Red Velvet Cake Batter Ice Cream

When I got an invitation to an “Iron Chef: Cocoa” potluck, the first thing that popped into my mind was red velvet cake. February is the month of Valentine’s Day, after all.I found some red velvet ice cream recipes online that involved crumbling red velvet cupcakes into ice cream. But that’s not how I roll. I am not going to waste perfectly good red velvet cupcakes and I’m not developing Blizzard flavor ideas for Dairy Queen here. I want to make ice cream that actually tastes like the flavor in question, not vanilla ice cream with stuff mixed into it.
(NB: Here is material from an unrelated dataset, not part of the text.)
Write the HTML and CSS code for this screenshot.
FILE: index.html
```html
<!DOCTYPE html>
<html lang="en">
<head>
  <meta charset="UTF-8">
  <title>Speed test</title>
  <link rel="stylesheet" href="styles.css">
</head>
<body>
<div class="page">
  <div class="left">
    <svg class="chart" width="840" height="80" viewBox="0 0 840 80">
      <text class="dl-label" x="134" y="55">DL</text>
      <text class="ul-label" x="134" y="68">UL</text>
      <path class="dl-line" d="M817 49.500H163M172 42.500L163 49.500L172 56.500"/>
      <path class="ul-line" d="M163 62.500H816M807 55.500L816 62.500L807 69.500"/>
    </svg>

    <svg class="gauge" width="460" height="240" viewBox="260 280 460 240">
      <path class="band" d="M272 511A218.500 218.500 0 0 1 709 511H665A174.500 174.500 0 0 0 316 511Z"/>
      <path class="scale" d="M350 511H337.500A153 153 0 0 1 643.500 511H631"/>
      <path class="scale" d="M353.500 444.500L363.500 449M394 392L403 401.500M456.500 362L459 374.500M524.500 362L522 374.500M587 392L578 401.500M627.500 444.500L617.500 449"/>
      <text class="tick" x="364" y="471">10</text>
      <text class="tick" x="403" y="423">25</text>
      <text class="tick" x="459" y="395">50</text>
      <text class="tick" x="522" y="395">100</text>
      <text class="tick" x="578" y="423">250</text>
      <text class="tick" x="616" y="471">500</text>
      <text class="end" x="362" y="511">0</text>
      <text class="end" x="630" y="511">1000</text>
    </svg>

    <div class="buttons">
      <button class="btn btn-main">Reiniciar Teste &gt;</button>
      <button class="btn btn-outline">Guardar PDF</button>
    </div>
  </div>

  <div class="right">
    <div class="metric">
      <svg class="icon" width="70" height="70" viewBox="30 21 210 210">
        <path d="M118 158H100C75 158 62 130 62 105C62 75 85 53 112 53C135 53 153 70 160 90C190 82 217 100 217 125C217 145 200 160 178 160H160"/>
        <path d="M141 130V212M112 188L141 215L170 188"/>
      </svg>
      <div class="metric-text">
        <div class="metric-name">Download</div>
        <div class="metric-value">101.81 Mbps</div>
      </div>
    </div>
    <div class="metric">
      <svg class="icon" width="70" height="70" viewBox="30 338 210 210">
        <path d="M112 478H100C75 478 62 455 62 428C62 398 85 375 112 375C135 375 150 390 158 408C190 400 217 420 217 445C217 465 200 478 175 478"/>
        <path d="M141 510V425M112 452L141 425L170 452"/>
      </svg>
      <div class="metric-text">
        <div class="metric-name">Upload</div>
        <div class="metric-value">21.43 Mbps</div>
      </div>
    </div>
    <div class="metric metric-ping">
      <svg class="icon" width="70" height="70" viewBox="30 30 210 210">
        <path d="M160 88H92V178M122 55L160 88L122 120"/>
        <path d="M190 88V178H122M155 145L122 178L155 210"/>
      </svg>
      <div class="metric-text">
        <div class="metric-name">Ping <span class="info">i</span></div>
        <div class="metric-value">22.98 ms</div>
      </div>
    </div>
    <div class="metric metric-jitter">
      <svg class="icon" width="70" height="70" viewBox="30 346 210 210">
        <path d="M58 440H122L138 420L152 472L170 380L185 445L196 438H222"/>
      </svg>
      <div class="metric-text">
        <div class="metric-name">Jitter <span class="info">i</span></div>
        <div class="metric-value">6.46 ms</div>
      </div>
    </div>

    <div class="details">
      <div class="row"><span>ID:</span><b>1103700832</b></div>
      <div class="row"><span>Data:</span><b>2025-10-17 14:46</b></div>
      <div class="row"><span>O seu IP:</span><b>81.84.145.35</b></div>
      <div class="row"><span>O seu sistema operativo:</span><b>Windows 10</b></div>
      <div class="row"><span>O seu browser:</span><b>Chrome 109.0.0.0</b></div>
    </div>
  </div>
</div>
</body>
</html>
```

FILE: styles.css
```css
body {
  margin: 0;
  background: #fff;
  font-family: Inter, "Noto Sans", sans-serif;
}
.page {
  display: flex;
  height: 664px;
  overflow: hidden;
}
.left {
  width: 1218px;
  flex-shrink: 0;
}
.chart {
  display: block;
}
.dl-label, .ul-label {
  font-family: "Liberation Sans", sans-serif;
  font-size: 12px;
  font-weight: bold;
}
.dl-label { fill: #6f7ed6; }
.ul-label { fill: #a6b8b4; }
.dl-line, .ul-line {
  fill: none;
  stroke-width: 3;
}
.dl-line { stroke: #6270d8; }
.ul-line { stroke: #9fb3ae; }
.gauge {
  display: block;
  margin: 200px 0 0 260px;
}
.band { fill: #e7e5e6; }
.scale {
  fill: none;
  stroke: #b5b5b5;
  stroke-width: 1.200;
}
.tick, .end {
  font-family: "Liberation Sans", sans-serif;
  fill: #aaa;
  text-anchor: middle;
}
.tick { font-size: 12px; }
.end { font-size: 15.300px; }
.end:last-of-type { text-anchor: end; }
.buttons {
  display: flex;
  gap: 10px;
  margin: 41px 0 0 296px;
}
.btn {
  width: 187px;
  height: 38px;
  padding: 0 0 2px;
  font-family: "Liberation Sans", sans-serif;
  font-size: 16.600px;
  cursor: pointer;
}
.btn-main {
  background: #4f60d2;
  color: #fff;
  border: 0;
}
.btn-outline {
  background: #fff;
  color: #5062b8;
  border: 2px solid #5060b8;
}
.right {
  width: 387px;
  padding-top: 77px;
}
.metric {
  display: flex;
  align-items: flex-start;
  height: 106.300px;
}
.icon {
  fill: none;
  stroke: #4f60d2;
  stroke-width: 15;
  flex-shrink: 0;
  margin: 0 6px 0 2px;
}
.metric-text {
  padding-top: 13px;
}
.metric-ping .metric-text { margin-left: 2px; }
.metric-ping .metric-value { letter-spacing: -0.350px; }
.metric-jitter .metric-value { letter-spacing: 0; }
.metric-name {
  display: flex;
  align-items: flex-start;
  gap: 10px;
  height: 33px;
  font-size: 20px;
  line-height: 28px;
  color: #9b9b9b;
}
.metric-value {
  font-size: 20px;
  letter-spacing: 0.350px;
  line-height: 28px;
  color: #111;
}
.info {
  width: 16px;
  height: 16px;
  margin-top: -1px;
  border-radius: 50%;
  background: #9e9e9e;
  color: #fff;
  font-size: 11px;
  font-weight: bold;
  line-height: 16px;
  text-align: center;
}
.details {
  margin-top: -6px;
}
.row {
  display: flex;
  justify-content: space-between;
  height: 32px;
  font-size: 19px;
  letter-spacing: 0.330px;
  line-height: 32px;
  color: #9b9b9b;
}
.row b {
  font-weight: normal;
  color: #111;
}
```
For the Iron Chef competition, I decided to make an ice cream terrine. The idea was for it to look and taste like a red velvet layer cake. I had made cream cheese ice cream before, but I had to develop a red velvet-inspired ice cream. To really pack in the flavor, I made red velvet cake batter ice cream.

While researching my recipe, I found an interesting and informative article about the history of red velvet cake (no longer online, but thanks Wayback Machine!). The author of this article developed a red velvet cake recipe using red wine to replace the red food coloring and acid (vinegar or buttermilk) that is in most traditional recipes. While I was intrigued by this recipe, I actually like traditional bright red velvet cake and wanted to approximate it as best as I could in ice cream. To my usual mix of dairy and sugar, I added a little buttermilk, butter, cocoa, and butter cake mix, and “no taste” red food coloring paste and, what do you know? It tasted like cake batter with a hint of cocoa and it was velvety in texture. Of course, I had to get a red velvet cupcake for the photo of the finished red velvet cake batter ice cream.

I wanted to get a photo of my terrine next to the cupcake, but that would have required me to wait another day to eat the cupcake. Like that was going to happen. IMG_0030 Happy Valentine’s Day!